WHAT TO PRODUCE
Single out the lines of the material that contain "this" and copy them.

— start of ENTRIES SHOWN —

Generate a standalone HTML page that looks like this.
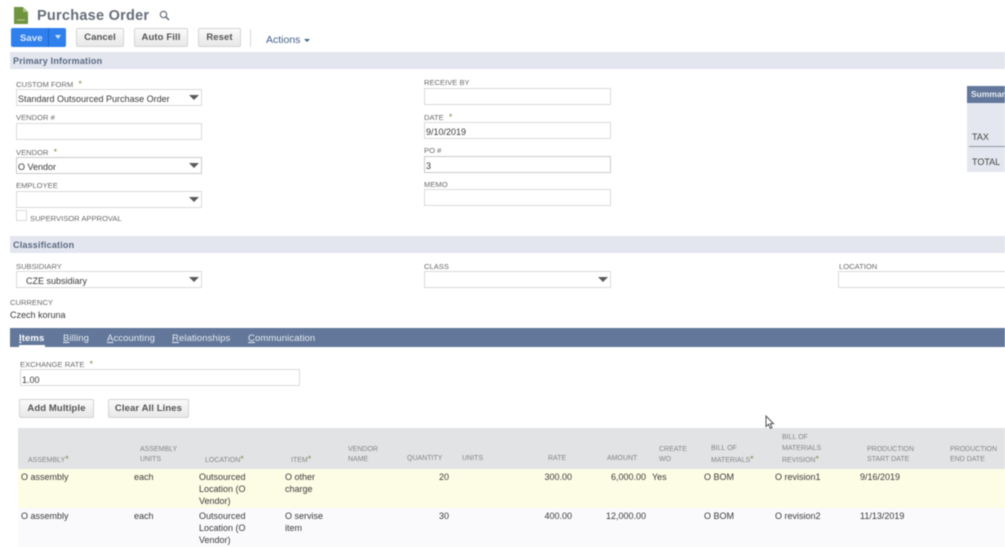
<!DOCTYPE html>
<html><head><meta charset="utf-8"><style>
html,body{margin:0;padding:0;background:#fff}
#p{position:relative;width:1005px;height:547px;overflow:hidden;background:#fff;font-family:"Liberation Sans",sans-serif;color:#444;filter:blur(.45px)}
#p div,#p span.a,#p svg{position:absolute}
.t{white-space:nowrap;font-size:9px;line-height:12px;color:#444}
.l{white-space:nowrap;font-size:7.6px;line-height:11px;color:#6a6a6a}
.l i{font-style:normal;color:#8a8a50;margin-left:3px;font-size:9px}
.f{box-sizing:border-box;border:1px solid #dadada;background:#fff;height:17px}
.v{white-space:nowrap;font-size:9px;line-height:12px;color:#3a3a3a}
.ar{width:0;height:0;border-left:5px solid transparent;border-right:5px solid transparent;border-top:5px solid #5a5a5a}
.b{box-sizing:border-box;border:1px solid #d4d4d4;border-radius:2px;background:linear-gradient(#fafafa,#e8e8e8);font-size:9.5px;font-weight:bold;color:#555;text-align:center;height:19px;line-height:18px;letter-spacing:.1px}
.s{left:10px;width:995px;height:17px;background:#e3e6ee;font-size:9px;font-weight:bold;color:#5a6880;line-height:18px;padding-left:3px;letter-spacing:.2px}
.h{font-size:7px;line-height:10px;color:#858585;white-space:nowrap}
.h i{font-style:normal;color:#8a8a50;font-size:9px}
.r{text-align:right}
.tab{top:333px;font-size:9.5px;line-height:12px;color:#e6ebf2;white-space:nowrap;letter-spacing:.1px}
u{text-decoration:underline}
</style></head><body><div id="p">

<svg style="left:13px;top:6px" width="16" height="19" viewBox="0 0 16 19"><path d="M1 1h9l5 5v12H1z" fill="#6f9440"/><path d="M10 1l5 5h-5z" fill="#a9c27e"/><path d="M4 14h8" stroke="#b5cb91" stroke-width="1"/></svg>
<div style="left:37px;top:8px;font-size:14.5px;line-height:17px;font-weight:bold;color:#666d7a;white-space:nowrap;letter-spacing:.25px">Purchase Order</div>
<svg style="left:159px;top:10px" width="11" height="11" viewBox="0 0 11 11"><circle cx="4.5" cy="4.5" r="3.2" fill="none" stroke="#5f6673" stroke-width="1.1"/><path d="M7 7l3 3" stroke="#5f6673" stroke-width="1.4"/></svg>

<div style="left:11px;top:28px;width:55px;height:19px;background:#2f80ed;border-radius:2px"></div>
<div style="left:48px;top:28px;width:1px;height:19px;background:#1f66c4"></div>
<div style="left:20px;top:32px;font-size:9.5px;line-height:13px;font-weight:bold;color:#dbe8fb;letter-spacing:.1px">Save</div>
<div class="ar" style="left:55px;top:35px;border-left-width:3px;border-right-width:3px;border-top:4px solid #cfe2fb"></div>
<div class="b" style="left:76px;top:28px;width:48px">Cancel</div>
<div class="b" style="left:134px;top:28px;width:54px">Auto Fill</div>
<div class="b" style="left:198px;top:28px;width:43px">Reset</div>
<div style="left:250px;top:29px;width:1px;height:18px;background:#d8d8d8"></div>
<div style="left:266px;top:34px;font-size:10.5px;line-height:13px;color:#42608a;white-space:nowrap">Actions</div>
<div class="ar" style="left:304px;top:39px;border-left-width:3px;border-right-width:3px;border-top:3px solid #42608a"></div>

<div class="s" style="top:52px">Primary Information</div>

<div class="l" style="left:16px;top:79px">CUSTOM FORM <i>*</i></div>
<div class="f" style="left:16px;top:89px;width:186px"></div>
<div class="v" style="left:18px;top:93px">Standard Outsourced Purchase Order</div>
<div class="ar" style="left:189px;top:95px"></div>

<div class="l" style="left:16px;top:112px">VENDOR #</div>
<div class="f" style="left:16px;top:123px;width:186px"></div>

<div class="l" style="left:16px;top:147px">VENDOR <i>*</i></div>
<div class="f" style="left:16px;top:157px;width:186px;border-color:#cacaca"></div>
<div class="v" style="left:18px;top:161px">O Vendor</div>
<div class="ar" style="left:189px;top:163px"></div>

<div class="l" style="left:16px;top:180px">EMPLOYEE</div>
<div class="f" style="left:16px;top:191px;width:186px"></div>
<div class="ar" style="left:189px;top:197px"></div>

<div class="f" style="left:16px;top:210px;width:11px;height:11px"></div>
<div class="l" style="left:30px;top:213px">SUPERVISOR APPROVAL</div>

<div class="l" style="left:424px;top:77px">RECEIVE BY</div>
<div class="f" style="left:424px;top:88px;width:187px"></div>
<div class="l" style="left:424px;top:112px">DATE <i>*</i></div>
<div class="f" style="left:424px;top:122px;width:187px"></div>
<div class="v" style="left:426px;top:126px">9/10/2019</div>
<div class="l" style="left:424px;top:145px">PO #</div>
<div class="f" style="left:424px;top:156px;width:187px;border-color:#cacaca"></div>
<div class="v" style="left:426px;top:160px">3</div>
<div class="l" style="left:424px;top:179px">MEMO</div>
<div class="f" style="left:424px;top:189px;width:187px"></div>

<div style="left:967px;top:86px;width:38px;height:86px;background:#e4e7ef"></div>
<div style="left:967px;top:86px;width:38px;height:17px;background:#62779a"></div>
<div style="left:971px;top:89px;font-size:8.5px;line-height:11px;font-weight:bold;color:#e8edf4;white-space:nowrap">Summary</div>
<div class="t" style="left:972px;top:131px">TAX</div>
<div style="left:969px;top:146px;width:36px;height:1px;background:#8f96a3"></div>
<div class="t" style="left:972px;top:156px">TOTAL</div>

<div class="s" style="top:236px">Classification</div>

<div class="l" style="left:16px;top:261px">SUBSIDIARY</div>
<div class="f" style="left:16px;top:271px;width:186px"></div>
<div class="v" style="left:26px;top:275px">CZE subsidiary</div>
<div class="ar" style="left:189px;top:277px"></div>

<div class="l" style="left:424px;top:261px">CLASS</div>
<div class="f" style="left:424px;top:271px;width:187px"></div>
<div class="ar" style="left:598px;top:277px"></div>

<div class="l" style="left:839px;top:261px">LOCATION</div>
<div class="f" style="left:838px;top:271px;width:170px"></div>

<div class="l" style="left:10px;top:297px">CURRENCY</div>
<div class="v" style="left:10px;top:309px">Czech koruna</div>

<div style="left:10px;top:328px;width:995px;height:19px;background:#62779a"></div>
<div class="tab" style="left:19px;font-weight:bold;color:#fff"><u>I</u>tems</div>
<div style="left:19px;top:345px;width:26px;height:2px;background:#fff"></div>
<div class="tab" style="left:63px"><u>B</u>illing</div>
<div class="tab" style="left:107px"><u>A</u>ccounting</div>
<div class="tab" style="left:172px"><u>R</u>elationships</div>
<div class="tab" style="left:248px"><u>C</u>ommunication</div>

<div class="l" style="left:20px;top:359px">EXCHANGE RATE <i>*</i></div>
<div class="f" style="left:20px;top:369px;width:280px"></div>
<div class="v" style="left:22px;top:374px">1.00</div>

<div class="b" style="left:19px;top:399px;width:75px">Add Multiple</div>
<div class="b" style="left:108px;top:399px;width:81px">Clear All Lines</div>

<div style="left:18px;top:428px;width:987px;height:41px;background:#e2e3e5"></div>
<div style="left:18px;top:469px;width:987px;height:39px;background:#fdfde6"></div>
<div style="left:18px;top:508px;width:987px;height:39px;background:#fafafc"></div>

<div class="h" style="left:28px;top:454px">ASSEMBLY<i>*</i></div>
<div class="h" style="left:140px;top:445px">ASSEMBLY<br>UNITS</div>
<div class="h" style="left:205px;top:454px">LOCATION<i>*</i></div>
<div class="h" style="left:291px;top:454px">ITEM<i>*</i></div>
<div class="h" style="left:348px;top:445px">VENDOR<br>NAME</div>
<div class="h" style="left:407px;top:454px">QUANTITY</div>
<div class="h" style="left:462px;top:454px">UNITS</div>
<div class="h" style="left:548px;top:454px">RATE</div>
<div class="h" style="left:607px;top:454px">AMOUNT</div>
<div class="h" style="left:659px;top:445px">CREATE<br>WO</div>
<div class="h" style="left:711px;top:443px;line-height:11px">BILL OF<br>MATERIALS<i>*</i></div>
<div class="h" style="left:782px;top:432px;line-height:11px">BILL OF<br>MATERIALS<br>REVISION<i>*</i></div>
<div class="h" style="left:867px;top:445px">PRODUCTION<br>START DATE</div>
<div class="h" style="left:950px;top:445px">PRODUCTION<br>END DATE</div>

<div class="v" style="left:21px;top:471px">O assembly</div>
<div class="v" style="left:134px;top:471px">each</div>
<div class="v" style="left:199px;top:471px">Outsourced<br>Location (O<br>Vendor)</div>
<div class="v" style="left:285px;top:471px">O other<br>charge</div>
<div class="v r" style="left:409px;top:471px;width:40px">20</div>
<div class="v r" style="left:532px;top:471px;width:40px">300.00</div>
<div class="v r" style="left:596px;top:471px;width:50px">6,000.00</div>
<div class="v" style="left:652px;top:471px">Yes</div>
<div class="v" style="left:704px;top:471px">O BOM</div>
<div class="v" style="left:775px;top:471px">O revision1</div>
<div class="v" style="left:860px;top:471px">9/16/2019</div>

<div class="v" style="left:21px;top:510px">O assembly</div>
<div class="v" style="left:134px;top:510px">each</div>
<div class="v" style="left:199px;top:510px">Outsourced<br>Location (O<br>Vendor)</div>
<div class="v" style="left:285px;top:510px">O servise<br>item</div>
<div class="v r" style="left:409px;top:510px;width:40px">30</div>
<div class="v r" style="left:532px;top:510px;width:40px">400.00</div>
<div class="v r" style="left:596px;top:510px;width:50px">12,000.00</div>
<div class="v" style="left:704px;top:510px">O BOM</div>
<div class="v" style="left:775px;top:510px">O revision2</div>
<div class="v" style="left:860px;top:510px">11/13/2019</div>

<svg style="left:765px;top:415px" width="10" height="15" viewBox="0 0 10 15"><path d="M1 1v10.5l2.6-2.2 1.7 4 1.7-.8-1.7-3.8h3.2z" fill="#fff" stroke="#444" stroke-width=".9"/></svg>
</div></body></html>
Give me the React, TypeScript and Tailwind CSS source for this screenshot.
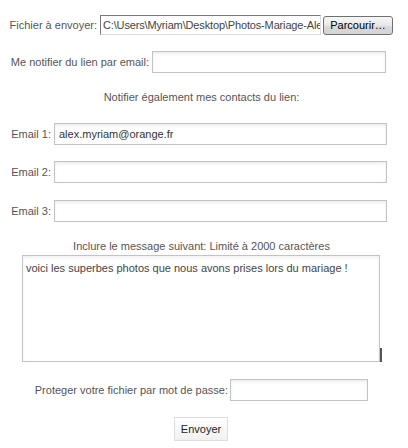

— end of ENTRIES SHOWN —

FINISHED TASK
Generate a standalone HTML page that looks like this.
Give me the React, TypeScript and Tailwind CSS source for this screenshot.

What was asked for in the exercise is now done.